Aún así, Carlos sobrevivió a su cautiverio en Mauthausen. Vivió para participar en la (victoriosa) revuelta con que los presos, envalentonados por las noticias del avance imparable de las tropas aliadas, redujeron a sus carceleros. Vivió para recibir a los soldados norteamericanos con canciones y pancartas escritas en español. Y, como tantos republicanos españoles, aceptó la ciudadanía francesa que les ofreció De Gaulle y se fue a vivir en un departamento cercano a París, que quizá fuera Seine Saint-Denis, o quizá la Courneuve. Se casó con una francesa, tuvo hijos, y de vez en cuando se acercaba a los locales donde se solían reunir los republicanos españoles para tomar una copa de vino, recordar la patria perdida  y hablar de lo que harían cuando por fin cayera el General Franco. Y allí, en Francia, como tantos otros republicanos españoles, murió de viejo sin llegar a ver el fin de la dictadura de Franco.

Neus Català, antigua presa en Ravensbrück, le conoció durante un encuentro de ex deportados españoles que tuvo lugar en Francia en los años 60. A ella le contó una versión diferente de su caída en desgracia ante el comandante Ziereis: según él, le echó una copa de champagne a la cara al oficial borracho, y se salvó de morir a sus manos sólo porque sus compatriotas españoles le escondieron, maquillándole la cara con polvo. No parece una historia muy plausible. Quizá Carlos estaba intentando presumir un poco.

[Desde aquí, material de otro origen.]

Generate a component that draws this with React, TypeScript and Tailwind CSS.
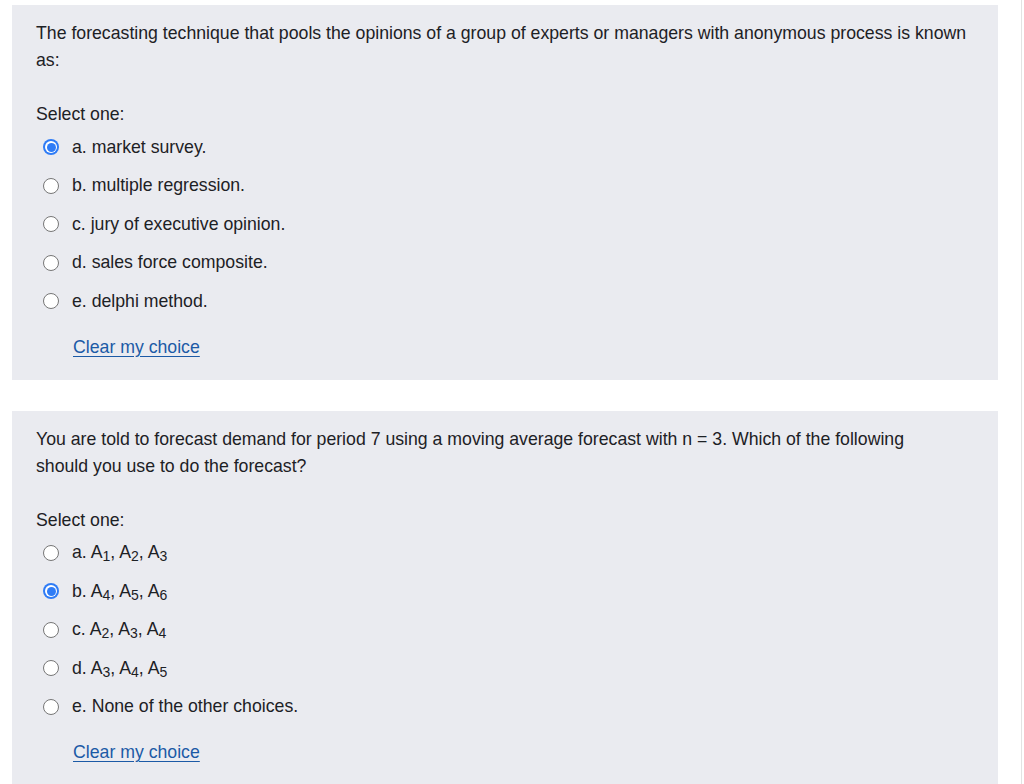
import React from "react";

type Option = { label: React.ReactNode; checked?: boolean };

function Radio({ checked }: { checked?: boolean }) {
  if (checked) {
    return (
      <span className="flex h-[16px] w-[16px] shrink-0 items-center justify-center rounded-full bg-[#2f7cf6]">
        <span className="flex h-[12px] w-[12px] items-center justify-center rounded-full bg-white">
          <span className="h-[9px] w-[9px] rounded-full bg-[#2f7cf6]" />
        </span>
      </span>
    );
  }
  return (
    <span className="h-[16px] w-[16px] shrink-0 rounded-full border-[1.5px] border-[#767676] bg-white" />
  );
}

function A({ n }: { n: number }) {
  return (
    <>
      A<span className="relative top-[3px] text-[14px]">{n}</span>
    </>
  );
}

function Question({ text, options }: { text: React.ReactNode; options: Option[] }) {
  return (
    <section className="bg-[#eaebf0] pl-6 pr-6 pt-[15px] pb-[19px]">
      <p className="leading-[27px]">{text}</p>
      <p className="mt-[27px] leading-[27px]">Select one:</p>
      <div>
        {options.map((o, i) => (
          <div key={i} className="flex h-[38.5px] items-center">
            <span className="flex w-[30px] justify-center">
              <Radio checked={o.checked} />
            </span>
            <span className="ml-[6px]">{o.label}</span>
          </div>
        ))}
      </div>
      <a
        href="#"
        className="ml-[37px] mt-[13px] inline-block leading-[27px] text-[#1c5aa6] underline underline-offset-[3px]"
      >
        Clear my choice
      </a>
    </section>
  );
}

export default function App() {
  return (
    <div className="min-h-[784px] bg-white font-['Liberation_Sans',Arial,sans-serif] text-[17.7px] text-[#1d2125]">
      <div className="mr-[2px] flex flex-col gap-[31px] border-r border-[#e3e3e3] pb-6 pl-[12px] pr-[23px] pt-[5px]">
        <Question
          text="The forecasting technique that pools the opinions of a group of experts or managers with anonymous process is known as:"
          options={[
            { label: "a. market survey.", checked: true },
            { label: "b. multiple regression." },
            { label: "c. jury of executive opinion." },
            { label: "d. sales force composite." },
            { label: "e. delphi method." },
          ]}
        />
        <Question
          text={
            <>
              You are told to forecast demand for period 7 using a moving average forecast with n = 3. Which of the following
              <br />
              should you use to do the forecast?
            </>
          }
          options={[
            { label: <>a. <A n={1} />, <A n={2} />, <A n={3} /></> },
            { label: <>b. <A n={4} />, <A n={5} />, <A n={6} /></>, checked: true },
            { label: <>c. <A n={2} />, <A n={3} />, <A n={4} /></> },
            { label: <>d. <A n={3} />, <A n={4} />, <A n={5} /></> },
            { label: "e. None of the other choices." },
          ]}
        />
      </div>
    </div>
  );
}
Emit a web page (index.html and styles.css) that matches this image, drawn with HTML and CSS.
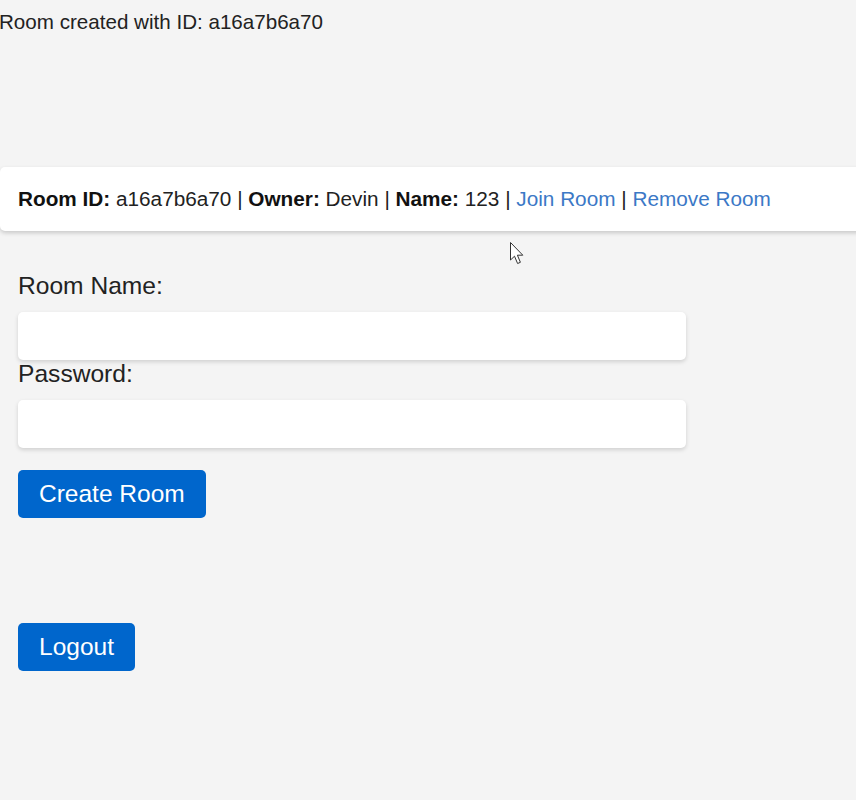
FILE: index.html
```html
<!DOCTYPE html>
<html>
<head>
<meta charset="utf-8">
<link rel="stylesheet" href="styles.css">
</head>
<body>
<p class="status">Room created with ID: a16a7b6a70</p>
<ul class="room-list">
  <li class="room-item"><b>Room ID:</b>&nbsp;a16a7b6a70 |&nbsp;<b>Owner:</b>&nbsp;Devin |&nbsp;<b>Name:</b>&nbsp;123 |&nbsp;<a href="#">Join Room</a>&nbsp;|&nbsp;<a href="#">Remove Room</a></li>
</ul>
<form class="room-form">
  <label class="field-label">Room Name:</label>
  <input class="field-input" type="text">
  <label class="field-label">Password:</label>
  <input class="field-input" type="password">
  <button type="button" class="btn create-btn">Create Room</button>
</form>
<div class="logout-wrap">
  <button type="button" class="btn">Logout</button>
</div>
<svg class="cursor" width="17" height="25" viewBox="0 0 17 25">
  <path d="M1.5 1.5 L1.5 19 L5.5 15.2 L8.6 22.5 L11.4 21.3 L8.4 14.2 L13.8 14.2 Z" fill="#fff" stroke="#333" stroke-width="1" stroke-linejoin="round"/>
</svg>
</body>
</html>
```
FILE: styles.css
```css
* { box-sizing: border-box; }
html { overflow: hidden; }
body {
  margin: 0;
  background: #f4f4f4;
  font-family: "Liberation Sans", Arial, sans-serif;
  color: #222;
  position: relative;
  min-height: 800px;
  overflow: hidden;
}
.status {
  margin: 0 0 0 -1px;
  padding-top: 10px;
  font-size: 20.6px;
  line-height: 24px;
}
.room-list {
  list-style: none;
  margin: 133px -12px 0 0;
  padding: 0;
}
.room-item {
  display: flex;
  align-items: center;
  height: 64px;
  padding: 0 18px;
  background: #fff;
  border-radius: 5px;
  box-shadow: 0 2px 4px rgba(0,0,0,0.18);
  font-size: 20.75px;
  color: #222;
  white-space: pre;
}
.room-item b { color: #111; }
.room-item a {
  color: #3b78c6;
  text-decoration: none;
}
.room-form {
  display: flex;
  flex-direction: column;
  align-items: flex-start;
  padding: 0 18px;
  margin-top: 41px;
}
.field-label {
  font-size: 24.6px;
  line-height: 28px;
  color: #222;
  margin-bottom: 12px;
}
.field-input {
  width: 668px;
  height: 48px;
  border: none;
  border-radius: 5px;
  background: #fff;
  box-shadow: 0 2px 4px rgba(0,0,0,0.15);
  margin: 0;
  font-size: 20px;
  padding: 0 10px;
}
.btn {
  height: 48px;
  padding: 0 21px;
  border: none;
  border-radius: 5px;
  background: #0066cc;
  color: #fff;
  font-family: "Liberation Sans", Arial, sans-serif;
  font-size: 24.5px;
}
.create-btn { margin-top: 22px; }
.logout-wrap {
  padding: 0 18px;
  margin-top: 105px;
}
.cursor {
  position: absolute;
  left: 509px;
  top: 241px;
}
```
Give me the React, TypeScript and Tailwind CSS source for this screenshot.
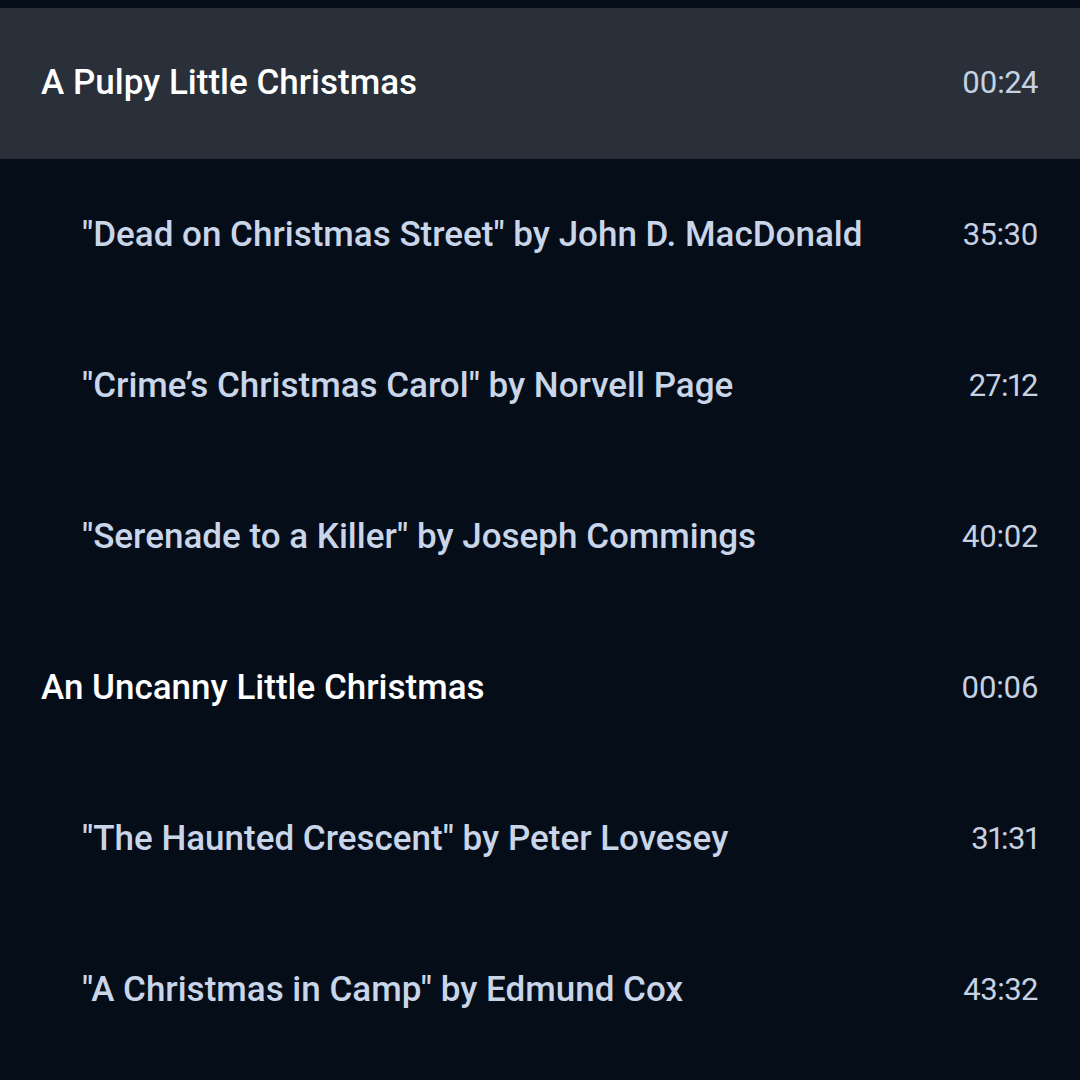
const rows = [
  { title: "A Pulpy Little Christmas", time: "00:24", header: true, active: true },
  { title: "\"Dead on Christmas Street\" by John D. MacDonald", time: "35:30" },
  { title: "\"Crime’s Christmas Carol\" by Norvell Page", time: "27:12" },
  { title: "\"Serenade to a Killer\" by Joseph Commings", time: "40:02" },
  { title: "An Uncanny Little Christmas", time: "00:06", header: true },
  { title: "\"The Haunted Crescent\" by Peter Lovesey", time: "31:31" },
  { title: "\"A Christmas in Camp\" by Edmund Cox", time: "43:32" },
];

export default function App() {
  return (
    <div
      className="w-[1080px] h-[1080px] overflow-hidden bg-[#050d18] pt-2"
      style={{ fontFamily: "Roboto, 'Liberation Sans', sans-serif" }}
    >
      {rows.map((r) => (
        <div
          key={r.title}
          className={
            "flex items-center justify-between h-[151.2px] pr-[42px] " +
            (r.active ? "bg-[#29303a] " : "") +
            (r.header ? "pl-[41px]" : "pl-[82px]")
          }
        >
          <span
            className={
              "text-[35px] font-medium " +
              (r.header ? "text-white" : "text-[#c9d5e8]")
            }
          >
            {r.title}
          </span>
          <span className="text-[31px] text-[#c6d1e2] tracking-[-0.5px] proportional-nums">{r.time}</span>
        </div>
      ))}
    </div>
  );
}
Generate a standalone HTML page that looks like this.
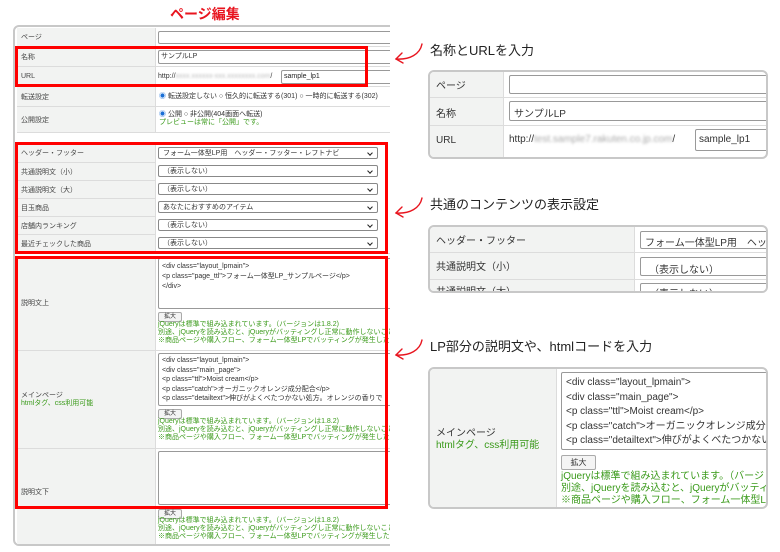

*En una de las fotografías que el fotógrafo Francisco Boix, también prisionero, tomó en Mauthausen, se ve a Carlos Greykey: un joven negro bien parecido, que posa para la cámara serio y en posición de firmes, circunspecto como el botones de un hotel de lujo. Eso es lo que parece, aunque el uniforme que lleve sea el de un oficial de la Guardia Real de Yugoslavia y su seriedad, la que corresponde a un testigo del horror de los campos.